━━ INFORMATION SUPPLIED

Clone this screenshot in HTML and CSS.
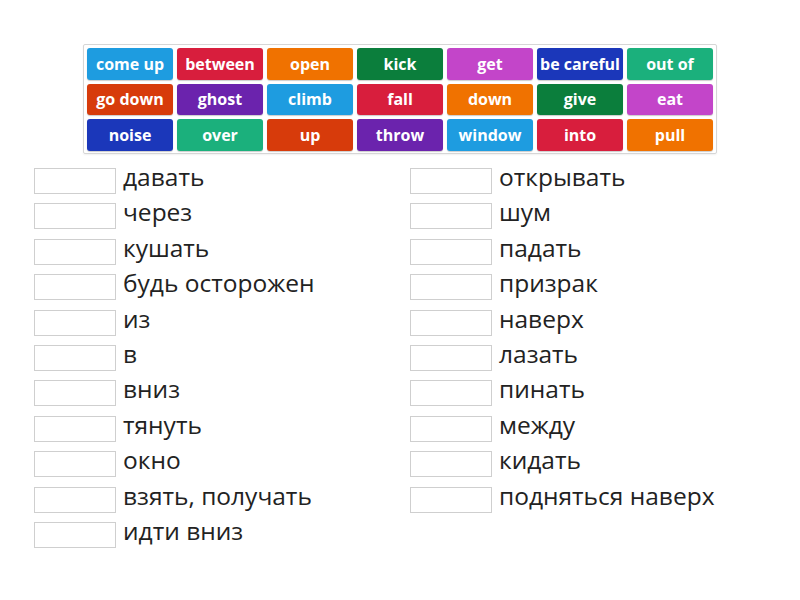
FILE: index.html
```html
<!DOCTYPE html>
<html lang="ru">
<head>
<meta charset="utf-8">
<title>Match up</title>
<link rel="stylesheet" href="styles.css">
</head>
<body>
<div class="bank">
  <div class="tile c1">come up</div>
  <div class="tile c2">between</div>
  <div class="tile c3">open</div>
  <div class="tile c4">kick</div>
  <div class="tile c5">get</div>
  <div class="tile c6">be careful</div>
  <div class="tile c7">out of</div>
  <div class="tile c8">go down</div>
  <div class="tile c9">ghost</div>
  <div class="tile c1">climb</div>
  <div class="tile c2">fall</div>
  <div class="tile c3">down</div>
  <div class="tile c4">give</div>
  <div class="tile c5">eat</div>
  <div class="tile c6">noise</div>
  <div class="tile c7">over</div>
  <div class="tile c8">up</div>
  <div class="tile c9">throw</div>
  <div class="tile c1">window</div>
  <div class="tile c2">into</div>
  <div class="tile c3">pull</div>
</div>
<div class="lists">
  <div class="col">
    <div class="row"><div class="slot"></div><div class="label">давать</div></div>
    <div class="row"><div class="slot"></div><div class="label">через</div></div>
    <div class="row"><div class="slot"></div><div class="label">кушать</div></div>
    <div class="row"><div class="slot"></div><div class="label">будь осторожен</div></div>
    <div class="row"><div class="slot"></div><div class="label">из</div></div>
    <div class="row"><div class="slot"></div><div class="label">в</div></div>
    <div class="row"><div class="slot"></div><div class="label">вниз</div></div>
    <div class="row"><div class="slot"></div><div class="label">тянуть</div></div>
    <div class="row"><div class="slot"></div><div class="label">окно</div></div>
    <div class="row"><div class="slot"></div><div class="label">взять, получать</div></div>
    <div class="row"><div class="slot"></div><div class="label">идти вниз</div></div>
  </div>
  <div class="col">
    <div class="row"><div class="slot"></div><div class="label">открывать</div></div>
    <div class="row"><div class="slot"></div><div class="label">шум</div></div>
    <div class="row"><div class="slot"></div><div class="label">падать</div></div>
    <div class="row"><div class="slot"></div><div class="label">призрак</div></div>
    <div class="row"><div class="slot"></div><div class="label">наверх</div></div>
    <div class="row"><div class="slot"></div><div class="label">лазать</div></div>
    <div class="row"><div class="slot"></div><div class="label">пинать</div></div>
    <div class="row"><div class="slot"></div><div class="label">между</div></div>
    <div class="row"><div class="slot"></div><div class="label">кидать</div></div>
    <div class="row"><div class="slot"></div><div class="label">подняться наверх</div></div>
  </div>
</div>
</body>
</html>
```
FILE: styles.css
```css
html, body {
  margin: 0;
  padding: 0;
  background: #ffffff;
}
body {
  font-family: "Open Sans", "Liberation Sans", sans-serif;
  color: #222;
  width: 800px;
  height: 600px;
  overflow: hidden;
}
.bank {
  box-sizing: border-box;
  width: 634px;
  height: 110px;
  margin: 44px 0 0 83px;
  padding: 3px;
  border: 1px solid #d6d6d6;
  border-radius: 2px;
  display: grid;
  grid-template-columns: repeat(7, 86px);
  grid-auto-rows: 31.6px;
  column-gap: 4px;
  row-gap: 4px;
  box-shadow: 0 1px 2px rgba(0,0,0,0.06);
}
.tile {
  border-radius: 3px;
  color: #fff;
  font-weight: 700;
  font-size: 16px;
  line-height: 20px;
  display: flex;
  align-items: center;
  justify-content: center;
  white-space: nowrap;
  box-shadow: 0 1px 1px rgba(0,0,0,0.2);
}
.c1 { background: #1e9ce0; }
.c2 { background: #d81e3d; }
.c3 { background: #f07200; }
.c4 { background: #0b7e3c; }
.c5 { background: #c345c9; }
.c6 { background: #1b37ba; }
.c7 { background: #1bb07c; }
.c8 { background: #d73b0b; }
.c9 { background: #6b23ad; }
.lists {
  display: flex;
  margin: 14px 0 0 34px;
}
.col {
  width: 376px;
  display: flex;
  flex-direction: column;
  gap: 9.4px;
}
.row {
  display: flex;
  align-items: flex-start;
  height: 26px;
}
.slot {
  box-sizing: border-box;
  width: 82px;
  height: 26px;
  border: 1px solid #cfcfcf;
  background: #fff;
  flex: none;
}
.label {
  margin-left: 7px;
  font-size: 24.5px;
  line-height: 18px;
  color: #222;
  white-space: nowrap;
}
```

━━━━

YOUR OBJECTIVE
Omit any images, then output the listing exactly.

RESULT
Clone this screenshot in HTML and CSS.
FILE: index.html
```html
<!DOCTYPE html>
<html lang="ru">
<head>
<meta charset="utf-8">
<title>Match up</title>
<link rel="stylesheet" href="styles.css">
</head>
<body>
<div class="bank">
  <div class="tile c1">come up</div>
  <div class="tile c2">between</div>
  <div class="tile c3">open</div>
  <div class="tile c4">kick</div>
  <div class="tile c5">get</div>
  <div class="tile c6">be careful</div>
  <div class="tile c7">out of</div>
  <div class="tile c8">go down</div>
  <div class="tile c9">ghost</div>
  <div class="tile c1">climb</div>
  <div class="tile c2">fall</div>
  <div class="tile c3">down</div>
  <div class="tile c4">give</div>
  <div class="tile c5">eat</div>
  <div class="tile c6">noise</div>
  <div class="tile c7">over</div>
  <div class="tile c8">up</div>
  <div class="tile c9">throw</div>
  <div class="tile c1">window</div>
  <div class="tile c2">into</div>
  <div class="tile c3">pull</div>
</div>
<div class="lists">
  <div class="col">
    <div class="row"><div class="slot"></div><div class="label">давать</div></div>
    <div class="row"><div class="slot"></div><div class="label">через</div></div>
    <div class="row"><div class="slot"></div><div class="label">кушать</div></div>
    <div class="row"><div class="slot"></div><div class="label">будь осторожен</div></div>
    <div class="row"><div class="slot"></div><div class="label">из</div></div>
    <div class="row"><div class="slot"></div><div class="label">в</div></div>
    <div class="row"><div class="slot"></div><div class="label">вниз</div></div>
    <div class="row"><div class="slot"></div><div class="label">тянуть</div></div>
    <div class="row"><div class="slot"></div><div class="label">окно</div></div>
    <div class="row"><div class="slot"></div><div class="label">взять, получать</div></div>
    <div class="row"><div class="slot"></div><div class="label">идти вниз</div></div>
  </div>
  <div class="col">
    <div class="row"><div class="slot"></div><div class="label">открывать</div></div>
    <div class="row"><div class="slot"></div><div class="label">шум</div></div>
    <div class="row"><div class="slot"></div><div class="label">падать</div></div>
    <div class="row"><div class="slot"></div><div class="label">призрак</div></div>
    <div class="row"><div class="slot"></div><div class="label">наверх</div></div>
    <div class="row"><div class="slot"></div><div class="label">лазать</div></div>
    <div class="row"><div class="slot"></div><div class="label">пинать</div></div>
    <div class="row"><div class="slot"></div><div class="label">между</div></div>
    <div class="row"><div class="slot"></div><div class="label">кидать</div></div>
    <div class="row"><div class="slot"></div><div class="label">подняться наверх</div></div>
  </div>
</div>
</body>
</html>
```
FILE: styles.css
```css
html, body {
  margin: 0;
  padding: 0;
  background: #ffffff;
}
body {
  font-family: "Open Sans", "Liberation Sans", sans-serif;
  color: #222;
  width: 800px;
  height: 600px;
  overflow: hidden;
}
.bank {
  box-sizing: border-box;
  width: 634px;
  height: 110px;
  margin: 44px 0 0 83px;
  padding: 3px;
  border: 1px solid #d6d6d6;
  border-radius: 2px;
  display: grid;
  grid-template-columns: repeat(7, 86px);
  grid-auto-rows: 31.6px;
  column-gap: 4px;
  row-gap: 4px;
  box-shadow: 0 1px 2px rgba(0,0,0,0.06);
}
.tile {
  border-radius: 3px;
  color: #fff;
  font-weight: 700;
  font-size: 16px;
  line-height: 20px;
  display: flex;
  align-items: center;
  justify-content: center;
  white-space: nowrap;
  box-shadow: 0 1px 1px rgba(0,0,0,0.2);
}
.c1 { background: #1e9ce0; }
.c2 { background: #d81e3d; }
.c3 { background: #f07200; }
.c4 { background: #0b7e3c; }
.c5 { background: #c345c9; }
.c6 { background: #1b37ba; }
.c7 { background: #1bb07c; }
.c8 { background: #d73b0b; }
.c9 { background: #6b23ad; }
.lists {
  display: flex;
  margin: 14px 0 0 34px;
}
.col {
  width: 376px;
  display: flex;
  flex-direction: column;
  gap: 9.4px;
}
.row {
  display: flex;
  align-items: flex-start;
  height: 26px;
}
.slot {
  box-sizing: border-box;
  width: 82px;
  height: 26px;
  border: 1px solid #cfcfcf;
  background: #fff;
  flex: none;
}
.label {
  margin-left: 7px;
  font-size: 24.5px;
  line-height: 18px;
  color: #222;
  white-space: nowrap;
}
```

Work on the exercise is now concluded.